The Truth Behind The Million Dollar Life Insurance Myth

I hate life insurance. And I have no love for insurance companies. But life insurance is one of those areas where doctors often make mistakes, so I thought I'd hit the issue here today. Almost every doc I've met has some kind of life insurance, be it whole life, variable life, or (most excellently) term life insurance.

When I ask you how you feel about your life insurance, if you're like most you'll say, "I fee like we have enough. After all, I've got a million dollars worth."

And a MILLION DOLLARS seems like a LOT of money when it comes to life insurance. After all, you may recall that kid you knew in high school whose dad died one summer of a massive M.I. and his mom got a check for a million dollars. Suddenly THAT kid got a brand new, bright red sports car. Right?

One of the symptoms of residentia (that syndrome where you still view your entire life as though you were still a resident) is that a seven figure chieck seems like a lot of money.

So the Million Dollar Myth - the thought that a million dollars worth of life insurance is enough - persists to this very day.

OK, let's play a game. We'll call it the "Life After Life Insurance Game".

Here are the rules:

  1. You're dead. (No cheating, please.)
  2. Your spouse (husband or wife) cannot go back to work.
  3. They use the life insurance money you left them to cover the cost of the goals you promised to pay for while you were alive.

Ready? Let's play.

First comes the check for $1,000,000.00 dollars. Your family uses a chunk to pay off the house, of course, since this is the epicenter of financial security and family stability. If you're like many of the doctors I serve, that's about $500,000, but could be as little as $300,000. So let's call it $400K.

Next, they sock away some money for college. If two kids attend Ivy League, you're looking at $50,000 per year, times four years, times two kids (and I've seen families with five kids, so we're being conservative here). That's $400,000 today, and if they invest well, it might grow fast enough to keep up with college inflation.

So, it looks like your family wins, right? The house is paid off, your kids are going to school, and they've still got $200K left, right?

Do I smell "sports car"?

Probably not. Remember Rule #2? Your spouse is not going back to work. So how will they support themselves during the years before THEIR retirement, and AFTER their retirement?

If your family spends $5,000 a month, then $200K will last about three years. Most physician families I know spend about $10,000 per month, so that means the money will last only a year or two.

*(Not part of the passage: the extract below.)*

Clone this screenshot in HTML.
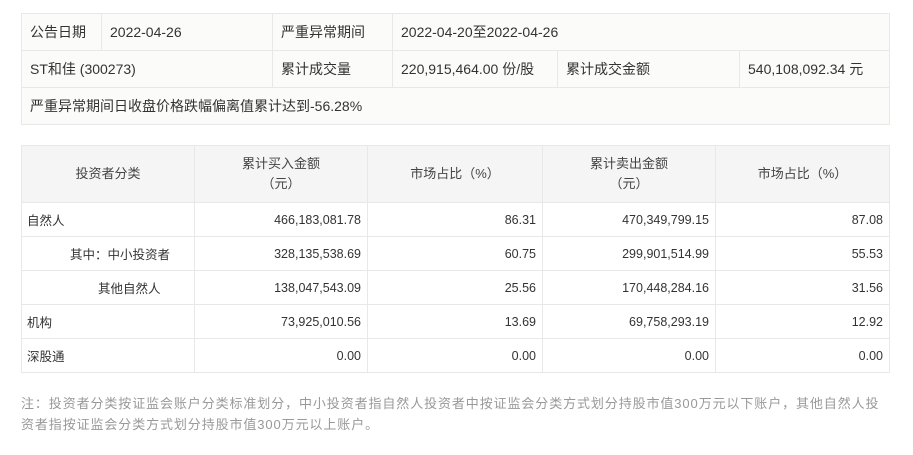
<!DOCTYPE html>
<html><head><meta charset="utf-8"><style>
body{margin:0;width:913px;height:455px;background:#fff;font-family:"Liberation Sans","Noto Sans CJK SC",sans-serif;color:#333;position:relative;overflow:hidden}
table{border-collapse:collapse;position:absolute;left:21px;table-layout:fixed}
td{border:1px solid #e8e8e8;padding:0 8px;white-space:nowrap}
#t1{top:13px;width:868px;background:#fbfbf9;font-size:14px}
#t1 td{height:36px}
#t2{top:145px;width:868px;font-size:12.5px}
#t2 th{background:#f5f5f5;border:1px solid #e8e8e8;font-weight:normal;height:56px;padding:0;line-height:20px;font-size:13px;color:#444}
#t2 td{height:33px;text-align:right;padding-right:6px}
#t2 td.l{text-align:left;padding-left:5px}
.note{position:absolute;left:21px;top:393px;width:890px;font-size:13px;line-height:21px;color:#999;letter-spacing:0.9px;white-space:nowrap}
</style></head><body>
<table id="t1">
<colgroup><col style="width:80px"><col style="width:171px"><col style="width:120px"><col style="width:165px"><col style="width:182px"><col style="width:150px"></colgroup>
<tr><td>公告日期</td><td>2022-04-26</td><td>严重异常期间</td><td colspan="3">2022-04-20至2022-04-26</td></tr>
<tr><td colspan="2">ST和佳 (300273)</td><td>累计成交量</td><td>220,915,464.00 份/股</td><td>累计成交金额</td><td>540,108,092.34 元</td></tr>
<tr><td colspan="6">严重异常期间日收盘价格跌幅偏离值累计达到-56.28%</td></tr>
</table>
<table id="t2">
<colgroup><col style="width:173px"><col style="width:173px"><col style="width:175px"><col style="width:173px"><col style="width:174px"></colgroup>
<tr><th>投资者分类</th><th>累计买入金额<br>（元）</th><th>市场占比（%）</th><th>累计卖出金额<br>（元）</th><th>市场占比（%）</th></tr>
<tr><td class="l">自然人</td><td>466,183,081.78</td><td>86.31</td><td>470,349,799.15</td><td>87.08</td></tr>
<tr><td class="l" style="padding-left:48px">其中：中小投资者</td><td>328,135,538.69</td><td>60.75</td><td>299,901,514.99</td><td>55.53</td></tr>
<tr><td class="l" style="padding-left:76px">其他自然人</td><td>138,047,543.09</td><td>25.56</td><td>170,448,284.16</td><td>31.56</td></tr>
<tr><td class="l">机构</td><td>73,925,010.56</td><td>13.69</td><td>69,758,293.19</td><td>12.92</td></tr>
<tr><td class="l">深股通</td><td>0.00</td><td>0.00</td><td>0.00</td><td>0.00</td></tr>
</table>
<div class="note">注：投资者分类按证监会账户分类标准划分，中小投资者指自然人投资者中按证监会分类方式划分持股市值300万元以下账户，其他自然人投<br>资者指按证监会分类方式划分持股市值300万元以上账户。</div>
</body></html>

Given some modest assumptions, it would take about two or three million MORE dollars to build a fund large enough to supply an after-tax income of $7500 to $10,000 per month for life.

Which brings us to the truth behind the myth: most doctors are underinsured for life insurance simply because there's not enough "death benefit" (grizzly words, I know) to support their survivors' way of life.

If you don't like the thought of paying the premium for four or five million dollars worth of life insurance, I hear you. Just remember that you may be able to reduce the amount of coverage you have as the years roll on, and your need for insurance decreases as your savings accounts grow.